Web page code records
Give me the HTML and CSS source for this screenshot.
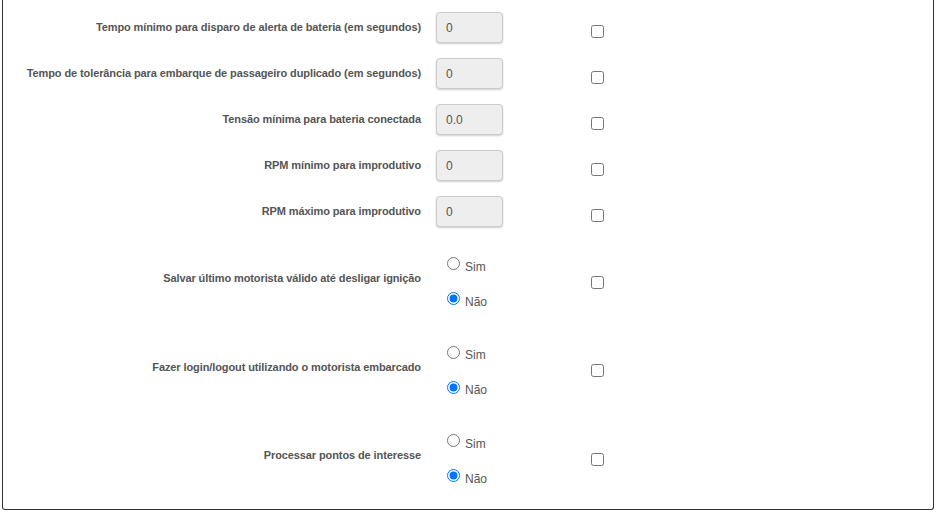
FILE: index.html
```html
<!DOCTYPE html>
<html lang="pt-BR">
<head>
<meta charset="utf-8">
<title>Configurações</title>
<link rel="stylesheet" href="styles.css">
</head>
<body>
<div class="panel">
  <div class="row">
    <label class="lbl">Tempo mínimo para disparo de alerta de bateria (em segundos)</label>
    <div class="field"><input class="inp" type="text" value="0"></div>
    <div class="chk"><input type="checkbox"></div>
  </div>
  <div class="row">
    <label class="lbl">Tempo de tolerância para embarque de passageiro duplicado (em segundos)</label>
    <div class="field"><input class="inp" type="text" value="0"></div>
    <div class="chk"><input type="checkbox"></div>
  </div>
  <div class="row">
    <label class="lbl">Tensão mínima para bateria conectada</label>
    <div class="field"><input class="inp" type="text" value="0.0"></div>
    <div class="chk"><input type="checkbox"></div>
  </div>
  <div class="row">
    <label class="lbl">RPM mínimo para improdutivo</label>
    <div class="field"><input class="inp" type="text" value="0"></div>
    <div class="chk"><input type="checkbox"></div>
  </div>
  <div class="row">
    <label class="lbl">RPM máximo para improdutivo</label>
    <div class="field"><input class="inp" type="text" value="0"></div>
    <div class="chk"><input type="checkbox"></div>
  </div>
  <div class="row tall">
    <label class="lbl">Salvar último motorista válido até desligar ignição</label>
    <div class="field radios">
      <label class="opt"><input type="radio" name="r1"><span>Sim</span></label>
      <label class="opt"><input type="radio" name="r1" checked><span>Não</span></label>
    </div>
    <div class="chk"><input type="checkbox"></div>
  </div>
  <div class="row tall">
    <label class="lbl">Fazer login/logout utilizando o motorista embarcado</label>
    <div class="field radios">
      <label class="opt"><input type="radio" name="r2"><span>Sim</span></label>
      <label class="opt"><input type="radio" name="r2" checked><span>Não</span></label>
    </div>
    <div class="chk"><input type="checkbox"></div>
  </div>
  <div class="row tall">
    <label class="lbl">Processar pontos de interesse</label>
    <div class="field radios">
      <label class="opt"><input type="radio" name="r3"><span>Sim</span></label>
      <label class="opt"><input type="radio" name="r3" checked><span>Não</span></label>
    </div>
    <div class="chk"><input type="checkbox"></div>
  </div>
</div>
</body>
</html>
```

FILE: styles.css
```css
html, body {
  margin: 0;
  padding: 0;
  background: #fff;
}
body {
  font-family: "Liberation Sans", Arial, sans-serif;
  color: #555;
}
.panel {
  margin: 0 3px 2px 2px;
  height: 510px;
  box-sizing: border-box;
  border: 1px solid #333;
  border-top: none;
  border-radius: 0 0 3px 3px;
  padding-top: 5px;
}
.row {
  display: grid;
  grid-template-columns: 433px 155px 40px;
  align-items: center;
  height: 46px;
}
.row.tall {
  height: 88.5px;
}
.lbl {
  text-align: right;
  padding-right: 15px;
  font-family: "Liberation Sans", Arial, sans-serif;
  font-size: 11px;
  letter-spacing: -0.1px;
  font-weight: bold;
  color: #555;
  position: relative;
  top: -1px;
}
.field {
  position: relative;
  top: -1px;
}
.inp {
  box-sizing: border-box;
  width: 67px;
  height: 31px;
  margin: 0;
  padding: 2px 9px 0;
  border: 1px solid #ccc;
  border-radius: 4px;
  background: #eee;
  box-shadow: 0 1px 2px rgba(0, 0, 0, 0.2);
  font-family: "Liberation Sans", Arial, sans-serif;
  font-size: 12px;
  color: #555;
  outline: none;
}
.chk {
  display: flex;
  align-items: center;
  position: relative;
  top: 3px;
}
.chk input {
  margin: 0;
  width: 13px;
  height: 13px;
}
.radios {
  display: flex;
  flex-direction: column;
  gap: 15px;
  padding-left: 11px;
  top: 4px;
}
.opt {
  display: flex;
  align-items: center;
  height: 20px;
  font-size: 12px;
  color: #555;
}
.opt input {
  margin: 0 5px 0 0;
  width: 13px;
  height: 13px;
  position: relative;
  top: -2px;
}
.opt span {
  position: relative;
  top: 1px;
}
```
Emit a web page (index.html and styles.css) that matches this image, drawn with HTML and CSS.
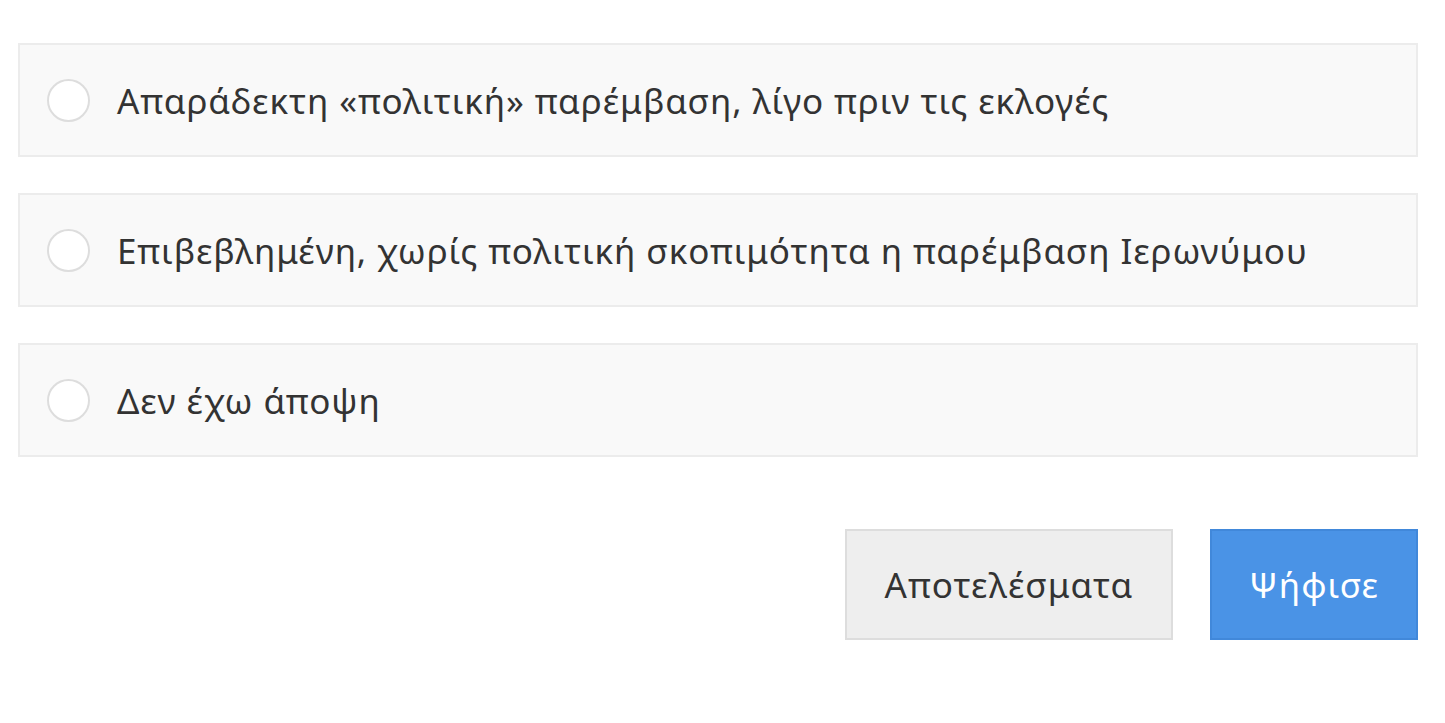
FILE: index.html
```html
<!DOCTYPE html>
<html>
<head>
    <title>Δημοσκόπηση</title>
    <link rel="stylesheet" href="styles.css">
</head>
<body>
    <div class="poll">
        <label class="option">
            <span class="radio"></span>
            <span class="option-text">Απαράδεκτη «πολιτική» παρέμβαση, λίγο πριν τις εκλογές</span>
        </label>
        <label class="option">
            <span class="radio"></span>
            <span class="option-text">Επιβεβλημένη, χωρίς πολιτική σκοπιμότητα η παρέμβαση Ιερωνύμου</span>
        </label>
        <label class="option">
            <span class="radio"></span>
            <span class="option-text">Δεν έχω άποψη</span>
        </label>
        <div class="actions">
            <button class="btn btn-results">Αποτελέσματα</button>
            <button class="btn btn-vote">Ψήφισε</button>
        </div>
    </div>
</body>
</html>
```

FILE: styles.css
```css
body {
    margin: 0;
    background: #fff;
    font-family: "Noto Sans", "Open Sans", sans-serif;
    color: #333;
}
.poll {
    padding: 43px 27px 0 18px;
    display: flex;
    flex-direction: column;
    gap: 36px;
}
.option {
    display: flex;
    align-items: center;
    height: 114px;
    box-sizing: border-box;
    padding-left: 27px;
    background: #f9f9f9;
    border: 2px solid #ececec;
    cursor: pointer;
}
.radio {
    width: 43px;
    height: 43px;
    box-sizing: border-box;
    border: 2px solid #ddd;
    border-radius: 50%;
    background: #fff;
    margin-right: 27px;
    flex-shrink: 0;
}
.option-text {
    font-size: 35px;
    letter-spacing: 0.9px;
    color: #333;
}
.actions {
    display: flex;
    justify-content: flex-end;
    gap: 37px;
    margin-top: 36px;
}
.btn {
    height: 111px;
    font-family: inherit;
    font-size: 35px;
    letter-spacing: 1.1px;
    cursor: pointer;
}
.btn-results {
    width: 328px;
    background: #eee;
    color: #333;
    border: 2px solid #ddd;
}
.btn-vote {
    width: 208px;
    background: #4a93e6;
    color: #fff;
    border: 2px solid #4188da;
}
```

◆ Goal of the exercise:
The pictures in the entries should be left out; output everything else exactly.

◆ The answer:
Give me the HTML and CSS source for this screenshot.
FILE: index.html
```html
<!DOCTYPE html>
<html lang="pt-BR">
<head>
<meta charset="utf-8">
<title>Configurações</title>
<link rel="stylesheet" href="styles.css">
</head>
<body>
<div class="panel">
  <div class="row">
    <label class="lbl">Tempo mínimo para disparo de alerta de bateria (em segundos)</label>
    <div class="field"><input class="inp" type="text" value="0"></div>
    <div class="chk"><input type="checkbox"></div>
  </div>
  <div class="row">
    <label class="lbl">Tempo de tolerância para embarque de passageiro duplicado (em segundos)</label>
    <div class="field"><input class="inp" type="text" value="0"></div>
    <div class="chk"><input type="checkbox"></div>
  </div>
  <div class="row">
    <label class="lbl">Tensão mínima para bateria conectada</label>
    <div class="field"><input class="inp" type="text" value="0.0"></div>
    <div class="chk"><input type="checkbox"></div>
  </div>
  <div class="row">
    <label class="lbl">RPM mínimo para improdutivo</label>
    <div class="field"><input class="inp" type="text" value="0"></div>
    <div class="chk"><input type="checkbox"></div>
  </div>
  <div class="row">
    <label class="lbl">RPM máximo para improdutivo</label>
    <div class="field"><input class="inp" type="text" value="0"></div>
    <div class="chk"><input type="checkbox"></div>
  </div>
  <div class="row tall">
    <label class="lbl">Salvar último motorista válido até desligar ignição</label>
    <div class="field radios">
      <label class="opt"><input type="radio" name="r1"><span>Sim</span></label>
      <label class="opt"><input type="radio" name="r1" checked><span>Não</span></label>
    </div>
    <div class="chk"><input type="checkbox"></div>
  </div>
  <div class="row tall">
    <label class="lbl">Fazer login/logout utilizando o motorista embarcado</label>
    <div class="field radios">
      <label class="opt"><input type="radio" name="r2"><span>Sim</span></label>
      <label class="opt"><input type="radio" name="r2" checked><span>Não</span></label>
    </div>
    <div class="chk"><input type="checkbox"></div>
  </div>
  <div class="row tall">
    <label class="lbl">Processar pontos de interesse</label>
    <div class="field radios">
      <label class="opt"><input type="radio" name="r3"><span>Sim</span></label>
      <label class="opt"><input type="radio" name="r3" checked><span>Não</span></label>
    </div>
    <div class="chk"><input type="checkbox"></div>
  </div>
</div>
</body>
</html>
```

FILE: styles.css
```css
html, body {
  margin: 0;
  padding: 0;
  background: #fff;
}
body {
  font-family: "Liberation Sans", Arial, sans-serif;
  color: #555;
}
.panel {
  margin: 0 3px 2px 2px;
  height: 510px;
  box-sizing: border-box;
  border: 1px solid #333;
  border-top: none;
  border-radius: 0 0 3px 3px;
  padding-top: 5px;
}
.row {
  display: grid;
  grid-template-columns: 433px 155px 40px;
  align-items: center;
  height: 46px;
}
.row.tall {
  height: 88.5px;
}
.lbl {
  text-align: right;
  padding-right: 15px;
  font-family: "Liberation Sans", Arial, sans-serif;
  font-size: 11px;
  letter-spacing: -0.1px;
  font-weight: bold;
  color: #555;
  position: relative;
  top: -1px;
}
.field {
  position: relative;
  top: -1px;
}
.inp {
  box-sizing: border-box;
  width: 67px;
  height: 31px;
  margin: 0;
  padding: 2px 9px 0;
  border: 1px solid #ccc;
  border-radius: 4px;
  background: #eee;
  box-shadow: 0 1px 2px rgba(0, 0, 0, 0.2);
  font-family: "Liberation Sans", Arial, sans-serif;
  font-size: 12px;
  color: #555;
  outline: none;
}
.chk {
  display: flex;
  align-items: center;
  position: relative;
  top: 3px;
}
.chk input {
  margin: 0;
  width: 13px;
  height: 13px;
}
.radios {
  display: flex;
  flex-direction: column;
  gap: 15px;
  padding-left: 11px;
  top: 4px;
}
.opt {
  display: flex;
  align-items: center;
  height: 20px;
  font-size: 12px;
  color: #555;
}
.opt input {
  margin: 0 5px 0 0;
  width: 13px;
  height: 13px;
  position: relative;
  top: -2px;
}
.opt span {
  position: relative;
  top: 1px;
}
```
Emit a web page (index.html and styles.css) that matches this image, drawn with HTML and CSS.
FILE: index.html
```html
<!DOCTYPE html>
<html>
<head>
    <title>Δημοσκόπηση</title>
    <link rel="stylesheet" href="styles.css">
</head>
<body>
    <div class="poll">
        <label class="option">
            <span class="radio"></span>
            <span class="option-text">Απαράδεκτη «πολιτική» παρέμβαση, λίγο πριν τις εκλογές</span>
        </label>
        <label class="option">
            <span class="radio"></span>
            <span class="option-text">Επιβεβλημένη, χωρίς πολιτική σκοπιμότητα η παρέμβαση Ιερωνύμου</span>
        </label>
        <label class="option">
            <span class="radio"></span>
            <span class="option-text">Δεν έχω άποψη</span>
        </label>
        <div class="actions">
            <button class="btn btn-results">Αποτελέσματα</button>
            <button class="btn btn-vote">Ψήφισε</button>
        </div>
    </div>
</body>
</html>
```

FILE: styles.css
```css
body {
    margin: 0;
    background: #fff;
    font-family: "Noto Sans", "Open Sans", sans-serif;
    color: #333;
}
.poll {
    padding: 43px 27px 0 18px;
    display: flex;
    flex-direction: column;
    gap: 36px;
}
.option {
    display: flex;
    align-items: center;
    height: 114px;
    box-sizing: border-box;
    padding-left: 27px;
    background: #f9f9f9;
    border: 2px solid #ececec;
    cursor: pointer;
}
.radio {
    width: 43px;
    height: 43px;
    box-sizing: border-box;
    border: 2px solid #ddd;
    border-radius: 50%;
    background: #fff;
    margin-right: 27px;
    flex-shrink: 0;
}
.option-text {
    font-size: 35px;
    letter-spacing: 0.9px;
    color: #333;
}
.actions {
    display: flex;
    justify-content: flex-end;
    gap: 37px;
    margin-top: 36px;
}
.btn {
    height: 111px;
    font-family: inherit;
    font-size: 35px;
    letter-spacing: 1.1px;
    cursor: pointer;
}
.btn-results {
    width: 328px;
    background: #eee;
    color: #333;
    border: 2px solid #ddd;
}
.btn-vote {
    width: 208px;
    background: #4a93e6;
    color: #fff;
    border: 2px solid #4188da;
}
```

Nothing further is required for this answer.